Features likely to appeal include instant transaction data with full information, in contrast to the delayed and truncated information people are used to from older banks’ legacy systems, as well as the ability to ‘freeze’ your card.

"You know that moment when you can’t find your card and it might be stolen but it’s probably down the back of the sofa at home," says Thomas (pictured, right). "Instead of having to cancel your card and wait a few days for a new one, you can just open the app and freeze your card until you find it."

Mondo is seeking to carve out a profitable niche in online-only (a website may come later, says Thomas) banking without the expense of physical branches but also without the support of other banks.

Taking on the big banking brands

The problem Mondo may face is that the customers it does manage to lure away from the older banks could turn out to be the less profitable ones, according to one financial services marketing agency chief.

"Banks generally chase the older customers who have all the wealth," says Kirsty Laxey, managing director of the communications side of marcomms agency Teamspirit. "Although of course younger people will become more profitable in the long-term if a bank manages to hold on to them."

According to Thomas, Mondo’s current users are aged from 20 to 50 and are 70% to 80% male. Self-selection obviously dictates they are iPhone owners and more likely to be city dwellers and renters than the average.

Thomas doesn’t know their annual income profile, but does know they’re frustrated with their existing bank. (He also knows they include many people who work for big banks and other fintech start-ups and he’s open about how everyone is learning from everyone else in the sector.)

He’s conscious that Mondo needs to appeal to a mindset rather than a specific demographic, pointing to his chief executive Tom Blomfield’s claim that "We’re the bank for people who hate banks."

Where's the money?

So if Mondo takes off, how does it plan to actually make money? 

In this, it is like any other bank in that it will lend out a portion of its deposits and make a profit on the spread. But it will do so in a way that lives up to the brand promise of transparency. Thomas says: "We will offer overdraft lending at a fair and transparent rate. We might alert a customer that they can borrow £200 until the end of the month at a set cost, for example £2."

A second revenue stream might flow from partnerships with other financial services providers, with Mondo acting as a marketplace for its customers.
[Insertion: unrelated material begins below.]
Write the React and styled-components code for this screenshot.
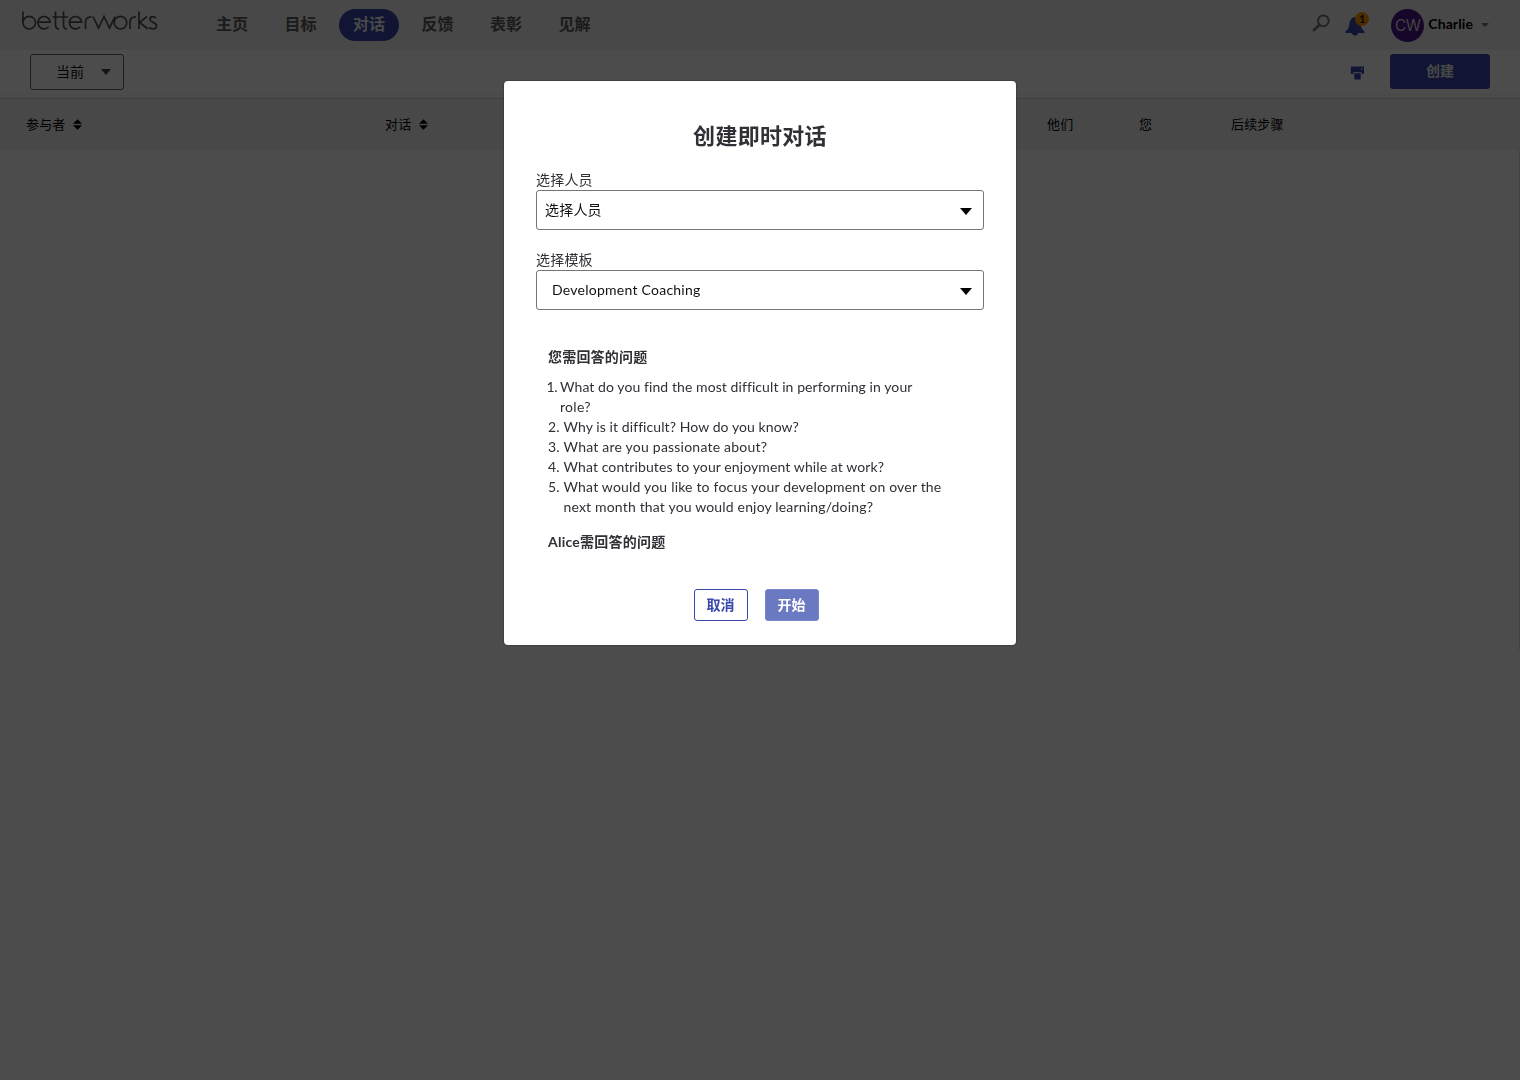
import React from "react";
import styled, { createGlobalStyle } from "styled-components";

const Global = createGlobalStyle`
  * { box-sizing: border-box; }
  html, body { margin: 0; height: 100%; overflow: hidden; background: #fff; }
  body, button { font-family: Lato, "Noto Sans CJK SC", sans-serif; }
  button { cursor: pointer; margin: 0; }
`;

const Page = styled.div`
  display: flex;
  flex-direction: column;
  height: 1080px;
  background: #fff;
`;
const TopBar = styled.header`
  display: flex;
  align-items: center;
  height: 50px;
  padding: 0 31px 1px 21px;
  background: #f0f0f0;
`;
const Logo = styled.svg`
  display: block;
  margin-bottom: 7px;
  margin-right: 44px;
  flex: none;
`;
const Nav = styled.nav`
  display: flex;
  gap: 8.5px;
  padding-top: 1px;
`;
const NavItem = styled.a`
  display: flex;
  align-items: center;
  justify-content: center;
  width: 60px;
  height: 32px;
  padding-bottom: 4px;
  border-radius: 16px;
  font-size: 16px;
  font-weight: 700;
  color: ${(p) => (p.$active ? "#f0f0f0" : "#5c5c5c")};
  background: ${(p) => (p.$active ? "#3949ab" : "transparent")};
`;
const Account = styled.div`
  display: flex;
  align-items: center;
  margin-left: auto;
`;
const Search = styled.svg`
  display: block;
  margin: 0 14px 3px 0;
`;
const Bell = styled.div`
  position: relative;
  width: 24px;
  height: 26px;
  margin-right: 22px;
`;
const Badge = styled.span`
  position: absolute;
  top: 0;
  right: 0;
  width: 14px;
  height: 14px;
  border-radius: 7px;
  background: #ff9800;
  color: #111;
  font-size: 11px;
  font-weight: 700;
  line-height: 14px;
  text-align: center;
`;
const Avatar = styled.div`
  width: 33px;
  height: 33px;
  margin: 1px 4px 0 0;
  border-radius: 50%;
  background: #4a148c;
  color: #ddd;
  font-family: Inter, "Liberation Sans", sans-serif;
  font-size: 15.5px;
  line-height: 34px;
  letter-spacing: -0.5px;
  text-align: center;
`;
const UserName = styled.span`
  font-size: 14px;
  font-weight: 700;
  letter-spacing: 0.1px;
  line-height: 18px;
  padding-bottom: 1px;
  color: #000;
`;
const Caret = styled.i`
  flex: none;
  border: solid transparent;
  border-width: ${(p) => p.$h}px ${(p) => p.$w / 2}px 0;
  border-top-color: ${(p) => p.$color};
  margin-left: ${(p) => p.$gap || 0}px;
  margin-top: ${(p) => p.$drop || 0}px;
`;

const Toolbar = styled.div`
  display: flex;
  align-items: center;
  height: 49px;
  padding: 0 30px 5px;
  border-bottom: 1px solid #d4d4d4;
  box-shadow: inset 0 -4px 0 #f7f7f7;
`;
const Filter = styled.button`
  display: flex;
  align-items: center;
  width: 94px;
  height: 36px;
  padding: 0 0 0 25px;
  border: 1px solid #666;
  border-radius: 3px;
  background: #fff;
  color: #111;
  font-size: 14px;
`;
const FilterText = styled.span`
  padding-bottom: 2px;
`;
const Printer = styled.svg`
  display: block;
  margin: 3px 26px 0 auto;
`;
const CreateButton = styled.button`
  width: 100px;
  height: 35px;
  padding: 0 0 3px;
  border: 0;
  border-radius: 3px;
  background: #3949ab;
  color: #f0f0f0;
  font-size: 14px;
  font-weight: 700;
`;
const TableHead = styled.div`
  display: grid;
  grid-template-columns: 359px 662px 92px 92px 1fr;
  align-items: center;
  height: 51px;
  padding: 0 0 1px 26px;
  background: #f2f2f2;
  color: #000;
  font-size: 13px;
  line-height: 20px;
  letter-spacing: 0.15px;
`;
const HeadCell = styled.div`
  display: flex;
  align-items: center;
  gap: 7.5px;
`;
const PageBody = styled.main`
  height: 500px;
  border-right: 1px solid #dedede;
`;
const SortSvg = styled.svg`
  margin-top: 1px;
`;

const Overlay = styled.div`
  position: fixed;
  inset: 0;
  display: flex;
  justify-content: center;
  align-items: flex-start;
  padding-top: 81px;
  background: rgba(0, 0, 0, 0.7);
`;
const Dialog = styled.section`
  display: flex;
  flex-direction: column;
  width: 512px;
  height: 564px;
  padding: 38px 32px 24px;
  border-radius: 4px;
  background: #fff;
  color: #303036;
  box-shadow: 0 0 2px rgba(0, 0, 0, 0.6);
`;
const Title = styled.h2`
  margin: 0 0 20px;
  font-size: 22px;
  line-height: 33px;
  font-weight: 700;
  letter-spacing: 0.3px;
  text-align: center;
`;
const Field = styled.div`
  display: flex;
  flex-direction: column;
  margin-bottom: 22px;
`;
const Label = styled.label`
  height: 18px;
  font-size: 14px;
  line-height: 16px;
  letter-spacing: 0.2px;
`;
const Select = styled.div`
  display: flex;
  align-items: center;
  justify-content: space-between;
  height: 40px;
  padding: 0 11px 1px ${(p) => p.$inset}px;
  border: 1px solid #757575;
  border-radius: 3px;
  color: #111;
  font-size: 14px;
  line-height: 17px;
  letter-spacing: ${(p) => p.$track}px;
`;
const Questions = styled.div`
  padding: 15px 12px 0;
`;
const Heading = styled.h3`
  margin: 0;
  font-size: 14px;
  line-height: 20px;
  font-weight: 700;
  letter-spacing: ${(p) => p.$track}px;
`;
const List = styled.ol`
  list-style: none;
  margin: 10px 0 15px;
  padding: 0;
`;
const Question = styled.li`
  display: flex;
  font-size: 14px;
  line-height: 20px;
`;
const Num = styled.span`
  flex: none;
  width: ${(p) => p.$w}px;
  margin-left: ${(p) => p.$shift || 0}px;
  letter-spacing: ${(p) => (p.$shift ? -0.5 : 0)}px;
`;
const Line = styled.div`
  white-space: nowrap;
  letter-spacing: ${(p) => p.$track}px;
`;
const Actions = styled.div`
  display: flex;
  justify-content: center;
  gap: 17px;
  margin-top: auto;
  padding-right: 8px;
`;
const Action = styled.button`
  width: 54px;
  height: 32px;
  padding: 0 0 3px;
  border: 1px solid ${(p) => (p.$primary ? "#7b86cb" : "#3949ab")};
  border-radius: 3px;
  background: ${(p) => (p.$primary ? "#6b78c2" : "#fff")};
  color: ${(p) => (p.$primary ? "#fff" : "#3949ab")};
  font-size: 14px;
  font-weight: 700;
`;

const navItems = ["主页", "目标", "对话", "反馈", "表彰", "见解"];
const questions = [
  { w: 13.5, shift: -1.5, lines: [["What do you find the most difficult in performing in your", 0.08], ["role?", 0.3]] },
  { w: 15.5, lines: [["Why is it difficult? How do you know?", 0.08]] },
  { w: 15.5, lines: [["What are you passionate about?", 0.22]] },
  { w: 15.5, lines: [["What contributes to your enjoyment while at work?", 0.1]] },
  {
    w: 15.5,
    lines: [
      ["What would you like to focus your development on over the", 0.19],
      ["next month that you would enjoy learning/doing?", 0.17],
    ],
  },
];

const SortIcon = () => (
  <SortSvg width="9" height="11" viewBox="0 0 9 11">
    <path d="M4.5 0.2 9 4.8H0ZM4.5 10.8 9 6.2H0Z" fill="#000" />
  </SortSvg>
);

const Wordmark = () => (
  <Logo width="137" height="20" viewBox="0 0 137 20" fill="none" stroke="#505050" strokeWidth="1.7" aria-label="betterworks">
    <path d="M1.9 0.5V12" />
    <circle cx="8.2" cy="11.7" r="6.3" />
    <path d="M17 11.2H29.2A6.2 6.2 0 1 0 27.5 16" />
    <path d="M34.5 0.5V13.5Q34.5 18 38 18M31.5 6H47M42.5 0.5V13.5Q42.5 18 46 18" />
    <path d="M48.5 11.2H60.7A6.2 6.2 0 1 0 59 16" />
    <path d="M64.5 18V11Q64.5 5.8 70.5 5.8" />
    <path d="M72 5.5 77.5 17 83 5.5 88.5 17 94 5.5" />
    <circle cx="99.5" cy="11.7" r="6.3" />
    <path d="M109 18V11Q109 5.8 115 5.8" />
    <path d="M118 0.5V18M126 5.5 118.500 11.500 127 18" />
    <path d="M135 7.2Q133.5 5.7 131.8 5.7 129 5.7 129 8.3C129 11.8 135.5 11 135.5 14.8Q135.5 18 132 18 130 18 128.2 16.4" />
  </Logo>
);

export default function App() {
  return (
    <>
      <Global />
      <Page>
        <TopBar>
          <Wordmark />
          <Nav>
            {navItems.map((n) => (
              <NavItem key={n} $active={n === "对话"}>{n}</NavItem>
            ))}
          </Nav>
          <Account>
            <Search width="19" height="18" viewBox="0 0 19 18" fill="none" stroke="#777">
              <circle cx="11.3" cy="6.8" r="5.4" strokeWidth="2" />
              <path d="M7.2 11 2 16" strokeWidth="2.8" strokeLinecap="round" />
            </Search>
            <Bell>
              <svg width="20" height="26" viewBox="0 0 20 26" fill="#3949ab">
                <path d="M10 5C6.5 5.5 5 8 4.500 11.500 4 16 3 17.500 0.500 19.500V21H19.500V19.500C17 17.500 16 16 15.500 11.500 15 8 13.500 5.500 10 5Z" />
                <path d="M7 20.500a3 3 0 0 0 6 0Z" />
              </svg>
              <Badge>1</Badge>
            </Bell>
            <Avatar>CW</Avatar>
            <UserName>Charlie</UserName>
            <Caret $w={8} $h={4} $gap={8} $color="#777" />
          </Account>
        </TopBar>
        <Toolbar>
          <Filter><FilterText>当前</FilterText><Caret $w={10} $h={6} $gap={17} $drop={1} $color="#444" /></Filter>
          <Printer width="14" height="14" viewBox="0 0 14 14" fill="#3949ab">
            <path fillRule="evenodd" d="M1 0.500H13.500Q14 0.500 14 1V8H11.700V6.300H3.300V8H0.800V1Q0.800 0.500 1 0.500ZM11 2.200V3.400H12.400V2.200Z" />
            <path d="M4.300 7.300H10.700V13.500H4.300Z" />
          </Printer>
          <CreateButton>创建</CreateButton>
        </Toolbar>
        <TableHead>
          <HeadCell>参与者<SortIcon /></HeadCell>
          <HeadCell>对话<SortIcon /></HeadCell>
          <HeadCell>他们</HeadCell>
          <HeadCell>您</HeadCell>
          <HeadCell>后续步骤</HeadCell>
        </TableHead>
        <PageBody />
      </Page>
      <Overlay>
        <Dialog>
          <Title>创建即时对话</Title>
          <Field>
            <Label>选择人员</Label>
            <Select $inset={8} $track={0.2}>选择人员<Caret $w={13} $h={7} $drop={3} $color="#000" /></Select>
          </Field>
          <Field>
            <Label>选择模板</Label>
            <Select $inset={15} $track={0.25}>Development Coaching<Caret $w={13} $h={7} $drop={3} $color="#000" /></Select>
          </Field>
          <Questions>
            <Heading $track={0.2}>您需回答的问题</Heading>
            <List>
              {questions.map((q, i) => (
                <Question key={i}>
                  <Num $w={q.w} $shift={q.shift}>{i + 1}.</Num>
                  <div>
                    {q.lines.map(([text, track]) => (
                      <Line key={text} $track={track}>{text}</Line>
                    ))}
                  </div>
                </Question>
              ))}
            </List>
            <Heading $track={0.25}>Alice需回答的问题</Heading>
          </Questions>
          <Actions>
            <Action>取消</Action>
            <Action $primary>开始</Action>
          </Actions>
        </Dialog>
      </Overlay>
    </>
  );
}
People who sign up with Mondo are also likely to be receptive to other new ways of employing their money, hence the relationship with Crowdcube.

Yet it could be a long road to even start troubling the big banks, who enjoy the incumbents’ advantage in a market where inertia rules and have annual marketing budgets well in excess of the initial investment Mondo has raised.

With Mondo in building mode for now, the strength of the challenge from the new breed is more likely to be illustrated by close competitor Atom, which unlike Mondo has engaged an ad agency (Mother) and a digital agency (Th_nk).

Atom has raised £135m in investment, including a 29.5% stake from Spanish banking group BBVA,  and while it had hoped to launch in mid-2015, it is planning to be ready early this year.

Keith Moor, chief marketing officer at Santander, is relatively sanguine about the threat.

He told Marketing: "As a scale challenger, we welcome initiatives and new entrants into the market that will increase competition.

"Our experience suggests there is a huge potential for many consumers to get more than they currently get from the 'big four' UK banks so I can see why start-ups like these would be attractive for customers."

Moor added that Santander's customers were increasingly turning to mobile, with the bank gaining an average of 1,500 new active mobile users a day. 

Says Laxey of Atom and Mondo: "The key thing is that they are providing a much simpler, easier experience but on top of that they’ve got a layer of personality and an appeal to people looking for something different. It feels quite transparent as well, you’re really clear about the service that they’re offering.

"The big banks will all be watching to see which of these is actually making money at the end of the day and attracting new banking customers. They can do what HSBC did with the original challenger bank, First Direct, and go out and buy them."